It’s the middle of the day in Deland, a city between Orlando and Daytona Beach. Temperatures today are in the 90s.
At The Good Samaritan Society: Florida Lutheran retirement community, the doors are wide open. You can hear the hum of a generator that provides emergency power – but it isn’t big enough to run the air conditioning.
Mary Mosley, 92, is standing at the front desk, chatting with the staff going through old photos. She’s found one of her back in Michigan. She’s posing with a snowman.
“This is snow,” Mosley said. “This is where you live where the snow lives.”
It’s been three days without AC at the facility, where residents live in apartments, assisted living or one of the 60 nursing home beds.
Nursing homes and assisted living facilities that lost power during Hurricane Irma are being evacuated throughout Florida.
Governor Rick Scott is asking first responders to check in and make sure that residents are safe after eight patients died at a nursing home facility in Hollywood Hills earlier this week.
But Mosley who lives in her own apartment isn’t complaining.
“If you don’t have something, they’re there for you. They’re very good,” Mosley said. “That’s about all you can do! Get cooled off.”
Cooling off without power will get easier in the future.
Right now, federal rules require nursing homes have backup power to run the fire suppression system, elevators and emergency lights. If patients are on dialysis, or a ventilator, that equipment must have emergency power.
Eric Cote is with Powered for Patients, a nonprofit that creates better emergency power system plans for health care facilities. He says air conditioning is NOT on the list of systems that are required for emergency power.
“However, this November, that is all going to change. New federal regulations are going to kick in that will require nursing homes, hospitals and longterm care facilities to have a form of alternative energy source for air conditioning.
On the state level, there are 84,000 nursing home beds. Florida law requires that if any of the state’s 600 nursing homes have a generator, it get tested during inspections.
But that didn’t prevent the deaths at the The Rehabilitation Center at Hollywood Hills this week.
“I’m just appalled we’re still have these conversations.”
That’s Brian Lee, executive director of Families for Better Care, which advocates for nursing home residents.
He says this has been an issue for more than a decade.
“Post all the 04 hurricanes, post Katrina, post Harvey, and we’re still having these problems. We can’t get this figured out. So to go back to your original question, will this stir some action at the Legislature: Well by gosh I hope it does.”
Jason Brodeur, a Sanford Republican who chairs the health care appropriations committee in the Florida House, says there may need to be some regulatory changes for assisted living facilities.

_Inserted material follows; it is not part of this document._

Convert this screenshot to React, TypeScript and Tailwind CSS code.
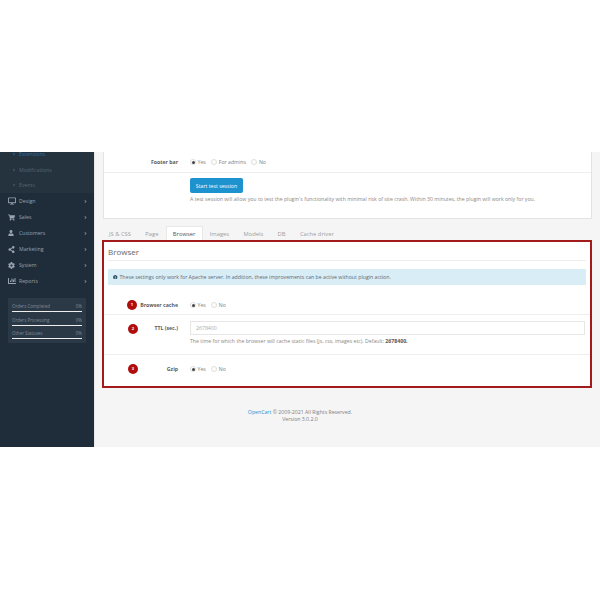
import { FaAngleRight, FaChartBar, FaCog, FaDesktop, FaInfoCircle, FaShareAlt, FaShoppingCart, FaUser } from 'react-icons/fa';
import type { ReactNode } from 'react';

const subItems = [
  { label: 'Extensions', active: true },
  { label: 'Modifications', active: false },
  { label: 'Events', active: false },
];

const menuItems = [
  { label: 'Design', icon: <FaDesktop className="w-[8px] h-[8px]" /> },
  { label: 'Sales', icon: <FaShoppingCart className="w-[7px] h-[7px]" /> },
  { label: 'Customers', icon: <FaUser className="w-[6px] h-[6px]" /> },
  { label: 'Marketing', icon: <FaShareAlt className="w-[7px] h-[7px]" /> },
  { label: 'System', icon: <FaCog className="w-[7px] h-[7px]" /> },
  { label: 'Reports', icon: <FaChartBar className="w-[8px] h-[8px]" /> },
];

const stats = ['Orders Completed', 'Orders Processing', 'Other Statuses'];

const tabs = ['JS & CSS', 'Page', 'Browser', 'Images', 'Models', 'DB', 'Cache driver'];

function Radio({ label, checked = false }: { label: string; checked?: boolean }) {
  return (
    <span className="flex items-center gap-[1.5px]">
      <span className="flex items-center justify-center w-[6px] h-[6px] rounded-full border-[0.5px] border-[#dedede] bg-white">
        {checked && <span className="w-[3px] h-[3px] rounded-full bg-[#444]" />}
      </span>
      <span className="text-[#808080]">{label}</span>
    </span>
  );
}

function Row({ label, n, badgeClass, labelClass, children, className }: {
  label: string;
  n: number;
  badgeClass: string;
  labelClass?: string;
  children: ReactNode;
  className: string;
}) {
  return (
    <div className={`relative flex ${className}`}>
      {/* Numbered callout sitting over the row */}
      <span className={`absolute flex items-center justify-center w-[10px] h-[10px] rounded-full bg-[#b00d0d] text-[4px] font-bold text-white ${badgeClass}`}>
        {n}
      </span>
      <div className={`w-[74px] shrink-0 text-right font-bold text-[#5c5c5c] ${labelClass ?? ''}`}>{label}</div>
      <div className="ml-[12px] flex-1 min-w-0">{children}</div>
    </div>
  );
}

export default function App() {
  return (
    <div className="w-[600px] h-[600px] bg-white pt-[152px] overflow-hidden font-['Open_Sans',sans-serif] text-[5.2px] leading-[8px]">
      <div className="flex h-[295px] bg-[#f5f5f5]">
        {/* Sidebar */}
        <aside className="w-[94px] shrink-0 bg-[#1f2c39] overflow-hidden">
          <div className="bg-[#25333f]">
            {subItems.map((item) => (
              <div key={item.label} className={`flex items-center h-[15.7px] pl-[12px] gap-[3px] first:-mt-[6px] ${item.active ? 'text-[#2b6ea6]' : 'text-[#56656f]'}`}>
                <FaAngleRight className="w-[4px] h-[4px]" />
                {item.label}
              </div>
            ))}
          </div>
          {menuItems.map((item) => (
            <div key={item.label} className="flex items-center h-[16px] pl-[8px] pr-[6px] text-[#98a3ae]">
              <span className="w-[11px] flex justify-start">{item.icon}</span>
              <span>{item.label}</span>
              <FaAngleRight className="ml-auto w-[5px] h-[5px] text-[#7d8995]" />
            </div>
          ))}
          <div className="mt-[9px] mx-[8px] bg-[#2b3947] px-[4px] pt-[4px] pb-[4px] text-[4.4px] text-[#7f8b97]">
            {stats.map((s) => (
              <div key={s} className="mb-[3.5px] last:mb-0">
                <div className="flex justify-between leading-[9px]">
                  <span>{s}</span>
                  <span>0%</span>
                </div>
                <div className="h-[1px] bg-[#eeeeee]" />
              </div>
            ))}
          </div>
        </aside>

        {/* Content */}
        <main className="flex-1 min-w-0 pl-[8px] pr-[8px] border-l border-[#e8e8e8]">
          <section className="h-[67px] bg-white border border-t-0 border-[#e3e3e3] rounded-b-[1px]">
            <div className="flex items-center h-[21px] border-b border-[#eeeeee]">
              <div className="w-[74px] text-right font-bold text-[#5c5c5c]">Footer bar</div>
              <div className="ml-[12px] flex gap-[5.5px]">
                <Radio label="Yes" checked />
                <Radio label="For admins" />
                <Radio label="No" />
              </div>
            </div>
            <div className="pl-[86px] pt-[5px]">
              <button className="block w-[53px] h-[15px] bg-[#1e91cf] rounded-[2px] text-white text-[5.2px]">
                Start test session
              </button>
              <p className="mt-[2px] text-[#888] whitespace-nowrap">
                A test session will allow you to test the plugin`s functionality with minimal risk of site crash. Within 30 minutes, the plugin will work only for you.
              </p>
            </div>
          </section>

          <nav className="flex h-[14px] mt-[7px] pl-[6px] items-center text-[#a0a0a0] text-[5.8px]">
            {tabs.map((tab) => (
              <div
                key={tab}
                className={`h-full flex items-center px-[6.2px] border border-b-0 first:pl-0 first:border-l-0 ${tab === 'Browser' ? 'bg-white text-[#555] border-[#e8e8e8] rounded-t-[1px]' : 'border-transparent'}`}
              >
                {tab}
              </div>
            ))}
          </nav>

          <section className="-ml-[1px] h-[148px] bg-white border-2 border-[#a31a1a] px-[4px]">
            <h2 className="h-[19px] border-b border-[#eeeeee] pt-[4px] text-[8px] leading-[11px] font-normal text-[#666]">Browser</h2>
            <div className="flex items-center gap-[2px] mt-[8px] h-[16px] pl-[5px] bg-[#d9edf7] rounded-[1px] text-[#5a6a73]">
              <FaInfoCircle className="w-[4.5px] h-[4.5px] text-[#31566b]" />
              <span>These settings only work for Apache server. In addition, these improvements can be active without plugin action.</span>
            </div>
            <div className="-mx-[4px]">
              <Row n={1} label="Browser cache" badgeClass="left-[23px] top-[15px]" className="h-[30px] items-end pb-[5px] border-b border-[#eeeeee]">
                <div className="flex gap-[5.5px]">
                  <Radio label="Yes" checked />
                  <Radio label="No" />
                </div>
              </Row>
              <Row n={2} label="TTL (sec.)" badgeClass="left-[24px] top-[9px]" labelClass="pt-[3px]" className="h-[40px] pt-[6px] border-b border-[#eeeeee]">
                <div className="flex items-center h-[14px] mr-[5px] pl-[5px] border border-[#e6e6e6] text-[#aaa]">2678400</div>
                <p className="mt-[2px] text-[#888] whitespace-nowrap">
                  The time for which the browser will cache static files (js, css, images etc). Default: <b className="text-[#555]">2678400.</b>
                </p>
              </Row>
              <Row n={3} label="Gzip" badgeClass="left-[24px] top-[9px]" className="h-[30px] pt-[10px]">
                <div className="flex gap-[5.5px]">
                  <Radio label="Yes" checked />
                  <Radio label="No" />
                </div>
              </Row>
            </div>
          </section>

          <footer className="w-[394px] mt-[21px] text-center text-[#808080] leading-[7px]">
            <div>
              <span className="text-[#1e91cf]">OpenCart</span> © 2009-2021 All Rights Reserved.
            </div>
            <div>Version 3.0.2.0</div>
          </footer>
        </main>
      </div>
    </div>
  );
}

Brodeur says changes may need to come around inspections.
“A lot of these assisted living facilities that we would deem the mom-and-pops are not able to keep up with the current Florida building code standards,” Brodeur said. “For nursing homes, state law already requires that nursing homes have transfer agreements with other facilities. But it’s hard to keep those agreements when 65 percent of the state was without power after the storm.”
Ric Morgan is the administrator of the Good Samaritan nursing home in Deland.
“We have agreements, we have agreements with some facilities where they were looking at evacuating, but we were having a hard time accepting them when we don’t have power yet. We’re in the same situation they are.”
Morgan opted to change their situation. They spent $30,000 to get a generator brought in big enough to power the air conditioning in their building with the nursing home.
“Once that’s in place we can take residents from the hospitals because they’re getting overloaded,” Brodeur said.
Out back, behind the Deland nursing home, one of the directors fires up a generator the size of a semi-trailer.
The rented generator will stay through hurricane season. Next year, the nursing home plans a more permanent solution.